→ **TASK DETAILS**
From the records, pick out and copy each line containing "screenshot".

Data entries
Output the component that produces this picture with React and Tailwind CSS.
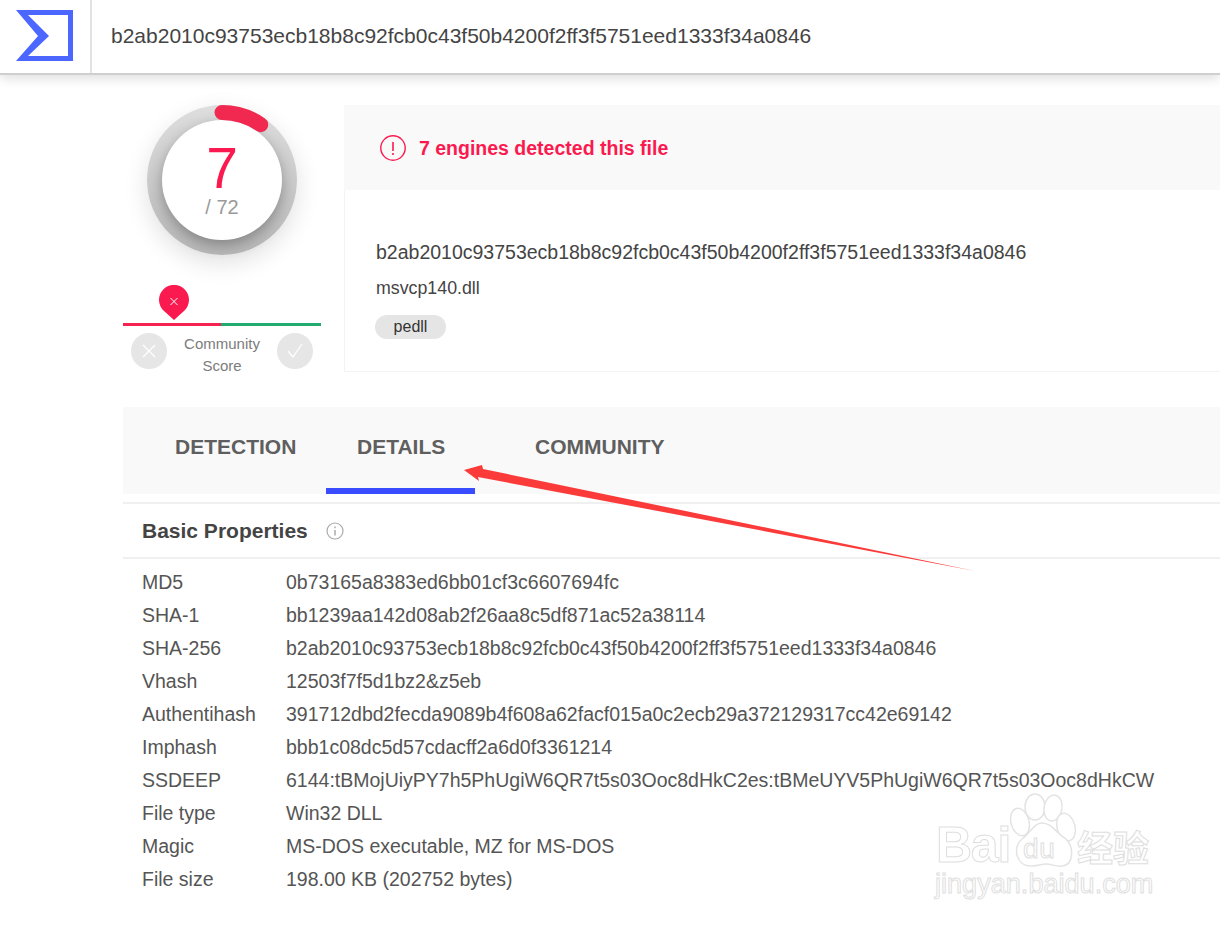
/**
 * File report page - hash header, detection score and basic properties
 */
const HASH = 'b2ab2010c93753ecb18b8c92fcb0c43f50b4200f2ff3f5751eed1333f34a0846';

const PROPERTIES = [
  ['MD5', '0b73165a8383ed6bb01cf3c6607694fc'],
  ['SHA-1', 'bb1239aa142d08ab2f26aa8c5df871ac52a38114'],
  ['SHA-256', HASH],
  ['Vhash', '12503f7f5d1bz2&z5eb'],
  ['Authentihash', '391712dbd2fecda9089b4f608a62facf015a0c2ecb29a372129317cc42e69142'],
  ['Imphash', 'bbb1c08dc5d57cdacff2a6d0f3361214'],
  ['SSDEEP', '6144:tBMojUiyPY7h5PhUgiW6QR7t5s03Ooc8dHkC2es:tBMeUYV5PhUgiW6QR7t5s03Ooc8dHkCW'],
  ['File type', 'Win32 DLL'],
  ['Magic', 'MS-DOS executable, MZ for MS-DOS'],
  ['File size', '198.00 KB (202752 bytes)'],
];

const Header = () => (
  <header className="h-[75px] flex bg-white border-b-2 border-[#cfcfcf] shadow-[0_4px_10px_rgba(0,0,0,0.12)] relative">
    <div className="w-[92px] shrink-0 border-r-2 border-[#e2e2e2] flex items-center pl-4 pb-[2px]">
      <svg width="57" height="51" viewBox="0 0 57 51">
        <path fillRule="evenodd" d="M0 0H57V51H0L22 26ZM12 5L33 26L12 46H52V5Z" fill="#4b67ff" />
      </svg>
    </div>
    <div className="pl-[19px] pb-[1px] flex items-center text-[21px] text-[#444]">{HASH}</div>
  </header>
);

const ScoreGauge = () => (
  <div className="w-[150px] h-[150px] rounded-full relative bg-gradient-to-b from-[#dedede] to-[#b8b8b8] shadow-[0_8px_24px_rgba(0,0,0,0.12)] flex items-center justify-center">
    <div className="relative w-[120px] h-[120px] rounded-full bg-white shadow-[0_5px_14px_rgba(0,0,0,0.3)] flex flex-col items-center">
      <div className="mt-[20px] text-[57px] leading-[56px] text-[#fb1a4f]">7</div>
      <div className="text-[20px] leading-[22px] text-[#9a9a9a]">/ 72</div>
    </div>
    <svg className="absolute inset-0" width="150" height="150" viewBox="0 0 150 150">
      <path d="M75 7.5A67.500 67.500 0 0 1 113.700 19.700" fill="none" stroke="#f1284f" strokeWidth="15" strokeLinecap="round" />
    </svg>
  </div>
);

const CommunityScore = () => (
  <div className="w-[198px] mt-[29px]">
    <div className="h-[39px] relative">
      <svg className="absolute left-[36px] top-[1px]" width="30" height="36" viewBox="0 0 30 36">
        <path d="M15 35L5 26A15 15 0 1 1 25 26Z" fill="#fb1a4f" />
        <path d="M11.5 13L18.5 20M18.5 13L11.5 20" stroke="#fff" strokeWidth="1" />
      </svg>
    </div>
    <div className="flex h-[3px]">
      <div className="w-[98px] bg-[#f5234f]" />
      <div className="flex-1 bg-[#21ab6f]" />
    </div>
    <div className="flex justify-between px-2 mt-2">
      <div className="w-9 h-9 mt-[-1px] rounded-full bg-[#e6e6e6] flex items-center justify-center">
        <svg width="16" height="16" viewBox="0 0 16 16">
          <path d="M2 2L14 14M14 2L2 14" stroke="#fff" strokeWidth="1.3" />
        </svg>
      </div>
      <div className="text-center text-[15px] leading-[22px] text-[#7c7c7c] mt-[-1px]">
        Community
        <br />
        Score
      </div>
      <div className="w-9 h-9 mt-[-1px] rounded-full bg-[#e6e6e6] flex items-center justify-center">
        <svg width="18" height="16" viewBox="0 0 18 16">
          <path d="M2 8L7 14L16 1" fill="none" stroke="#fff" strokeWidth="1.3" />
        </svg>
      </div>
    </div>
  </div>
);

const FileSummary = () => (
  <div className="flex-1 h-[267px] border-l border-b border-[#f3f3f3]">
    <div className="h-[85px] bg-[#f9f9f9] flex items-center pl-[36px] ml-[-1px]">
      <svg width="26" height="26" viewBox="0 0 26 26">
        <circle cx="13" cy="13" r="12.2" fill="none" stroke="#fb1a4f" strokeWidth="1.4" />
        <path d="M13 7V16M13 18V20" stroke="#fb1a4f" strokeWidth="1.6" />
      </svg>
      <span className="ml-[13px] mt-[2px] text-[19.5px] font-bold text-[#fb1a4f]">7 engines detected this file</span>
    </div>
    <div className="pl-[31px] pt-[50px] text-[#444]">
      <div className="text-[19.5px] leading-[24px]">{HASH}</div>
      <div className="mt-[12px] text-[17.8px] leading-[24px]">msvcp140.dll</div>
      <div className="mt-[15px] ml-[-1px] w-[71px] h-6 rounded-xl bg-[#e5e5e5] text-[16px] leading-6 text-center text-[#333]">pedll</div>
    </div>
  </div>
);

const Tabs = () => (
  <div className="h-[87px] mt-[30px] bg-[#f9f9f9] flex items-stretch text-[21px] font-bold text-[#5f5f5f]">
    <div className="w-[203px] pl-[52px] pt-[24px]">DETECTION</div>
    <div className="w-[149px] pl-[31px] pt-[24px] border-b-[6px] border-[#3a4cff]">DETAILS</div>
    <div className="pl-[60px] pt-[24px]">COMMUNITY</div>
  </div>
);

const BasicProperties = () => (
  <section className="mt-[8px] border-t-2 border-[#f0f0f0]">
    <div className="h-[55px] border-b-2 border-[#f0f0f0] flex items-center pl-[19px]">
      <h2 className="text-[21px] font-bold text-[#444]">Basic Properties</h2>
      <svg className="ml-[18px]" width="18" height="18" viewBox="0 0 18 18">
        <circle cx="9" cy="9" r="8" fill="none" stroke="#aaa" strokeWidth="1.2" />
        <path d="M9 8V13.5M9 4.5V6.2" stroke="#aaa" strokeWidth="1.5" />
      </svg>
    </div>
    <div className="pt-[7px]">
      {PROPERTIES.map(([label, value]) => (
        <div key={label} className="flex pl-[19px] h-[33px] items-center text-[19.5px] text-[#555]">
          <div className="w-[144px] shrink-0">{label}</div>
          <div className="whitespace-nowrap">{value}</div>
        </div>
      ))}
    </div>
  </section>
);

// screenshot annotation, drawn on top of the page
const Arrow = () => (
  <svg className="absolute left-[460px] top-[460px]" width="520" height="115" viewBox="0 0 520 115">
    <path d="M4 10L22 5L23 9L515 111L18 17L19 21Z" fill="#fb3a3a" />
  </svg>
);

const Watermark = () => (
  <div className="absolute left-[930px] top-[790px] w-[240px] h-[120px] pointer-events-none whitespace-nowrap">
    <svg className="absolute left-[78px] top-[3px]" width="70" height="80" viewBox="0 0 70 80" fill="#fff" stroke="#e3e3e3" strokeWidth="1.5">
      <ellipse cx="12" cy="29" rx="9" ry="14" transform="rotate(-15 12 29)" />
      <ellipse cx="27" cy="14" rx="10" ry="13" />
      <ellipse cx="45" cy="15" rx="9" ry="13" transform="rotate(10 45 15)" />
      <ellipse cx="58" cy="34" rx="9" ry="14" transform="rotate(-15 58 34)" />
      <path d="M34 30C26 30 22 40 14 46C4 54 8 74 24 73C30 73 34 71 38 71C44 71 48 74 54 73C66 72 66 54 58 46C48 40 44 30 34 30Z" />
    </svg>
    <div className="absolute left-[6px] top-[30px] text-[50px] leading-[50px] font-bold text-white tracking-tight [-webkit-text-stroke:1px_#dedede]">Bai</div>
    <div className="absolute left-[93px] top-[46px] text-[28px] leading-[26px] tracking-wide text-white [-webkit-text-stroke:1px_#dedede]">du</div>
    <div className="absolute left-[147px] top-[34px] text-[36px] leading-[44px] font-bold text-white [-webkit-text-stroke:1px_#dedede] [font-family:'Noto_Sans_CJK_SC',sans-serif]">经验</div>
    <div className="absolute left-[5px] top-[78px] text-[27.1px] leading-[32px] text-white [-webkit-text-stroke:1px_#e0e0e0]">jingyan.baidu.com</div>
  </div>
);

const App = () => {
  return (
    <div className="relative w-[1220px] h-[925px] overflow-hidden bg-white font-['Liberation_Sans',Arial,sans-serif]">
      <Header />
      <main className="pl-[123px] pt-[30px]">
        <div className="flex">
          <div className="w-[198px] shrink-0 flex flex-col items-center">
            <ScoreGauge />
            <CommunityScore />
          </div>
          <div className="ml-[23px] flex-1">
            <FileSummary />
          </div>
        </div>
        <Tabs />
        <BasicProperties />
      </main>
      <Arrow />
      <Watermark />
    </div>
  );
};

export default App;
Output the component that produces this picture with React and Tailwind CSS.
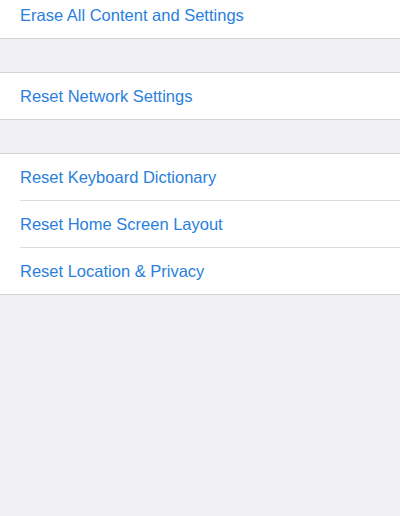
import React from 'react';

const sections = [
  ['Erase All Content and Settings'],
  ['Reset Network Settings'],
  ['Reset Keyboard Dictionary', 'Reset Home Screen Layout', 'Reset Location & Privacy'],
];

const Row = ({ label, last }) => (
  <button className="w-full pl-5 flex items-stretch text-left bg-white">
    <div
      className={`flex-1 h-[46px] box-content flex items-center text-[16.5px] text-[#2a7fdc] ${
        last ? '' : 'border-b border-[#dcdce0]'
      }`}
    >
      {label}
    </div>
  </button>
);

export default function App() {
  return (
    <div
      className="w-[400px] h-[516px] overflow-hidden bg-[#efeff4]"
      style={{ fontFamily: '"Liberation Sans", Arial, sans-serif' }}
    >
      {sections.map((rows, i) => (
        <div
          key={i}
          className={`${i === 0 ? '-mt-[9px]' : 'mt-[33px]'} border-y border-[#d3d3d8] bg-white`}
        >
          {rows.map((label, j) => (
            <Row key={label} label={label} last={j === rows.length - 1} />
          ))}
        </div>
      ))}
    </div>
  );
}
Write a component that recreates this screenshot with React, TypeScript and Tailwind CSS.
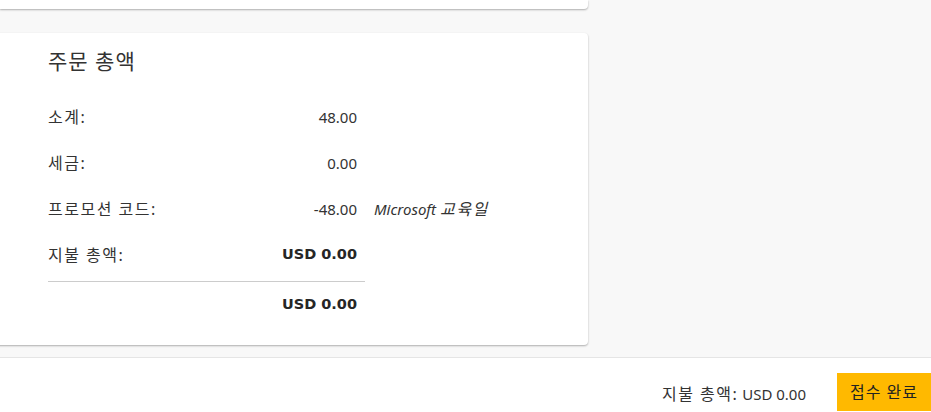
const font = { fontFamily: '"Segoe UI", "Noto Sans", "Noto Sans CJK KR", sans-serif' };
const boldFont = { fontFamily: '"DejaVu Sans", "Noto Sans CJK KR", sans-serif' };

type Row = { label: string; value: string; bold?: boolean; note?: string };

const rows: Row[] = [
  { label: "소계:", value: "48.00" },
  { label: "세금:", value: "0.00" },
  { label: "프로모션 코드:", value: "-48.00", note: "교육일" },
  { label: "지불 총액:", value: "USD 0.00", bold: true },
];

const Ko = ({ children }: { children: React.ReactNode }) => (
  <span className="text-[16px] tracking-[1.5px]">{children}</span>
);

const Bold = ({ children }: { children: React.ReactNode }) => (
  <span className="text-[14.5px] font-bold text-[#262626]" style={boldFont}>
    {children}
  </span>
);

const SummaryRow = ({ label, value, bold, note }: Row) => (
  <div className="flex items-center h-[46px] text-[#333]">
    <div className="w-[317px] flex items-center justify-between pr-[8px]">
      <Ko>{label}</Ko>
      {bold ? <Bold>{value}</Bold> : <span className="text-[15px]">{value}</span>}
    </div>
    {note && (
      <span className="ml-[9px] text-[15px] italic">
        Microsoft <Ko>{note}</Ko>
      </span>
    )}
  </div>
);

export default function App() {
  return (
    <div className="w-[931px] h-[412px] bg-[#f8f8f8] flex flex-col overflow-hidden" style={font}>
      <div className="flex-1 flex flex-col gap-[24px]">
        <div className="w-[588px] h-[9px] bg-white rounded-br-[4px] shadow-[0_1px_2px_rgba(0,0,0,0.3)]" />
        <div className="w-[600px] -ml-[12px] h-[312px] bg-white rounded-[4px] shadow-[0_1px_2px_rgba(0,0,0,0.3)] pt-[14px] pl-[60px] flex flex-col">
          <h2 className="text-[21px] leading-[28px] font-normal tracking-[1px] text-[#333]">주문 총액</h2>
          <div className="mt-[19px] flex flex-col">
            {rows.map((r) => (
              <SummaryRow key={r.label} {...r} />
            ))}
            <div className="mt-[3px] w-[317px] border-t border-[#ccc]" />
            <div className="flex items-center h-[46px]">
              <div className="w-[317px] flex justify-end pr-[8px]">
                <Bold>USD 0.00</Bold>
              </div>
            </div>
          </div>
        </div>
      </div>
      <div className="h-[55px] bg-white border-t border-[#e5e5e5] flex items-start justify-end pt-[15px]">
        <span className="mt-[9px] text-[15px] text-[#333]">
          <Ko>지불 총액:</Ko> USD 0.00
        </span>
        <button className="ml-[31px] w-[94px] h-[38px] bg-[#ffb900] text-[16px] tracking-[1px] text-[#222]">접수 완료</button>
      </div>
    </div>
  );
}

→ **SOLUTION TO THE PROBLEM**
// screenshot annotation, drawn on top of the page
Write a component that recreates this screenshot with React, TypeScript and Tailwind CSS.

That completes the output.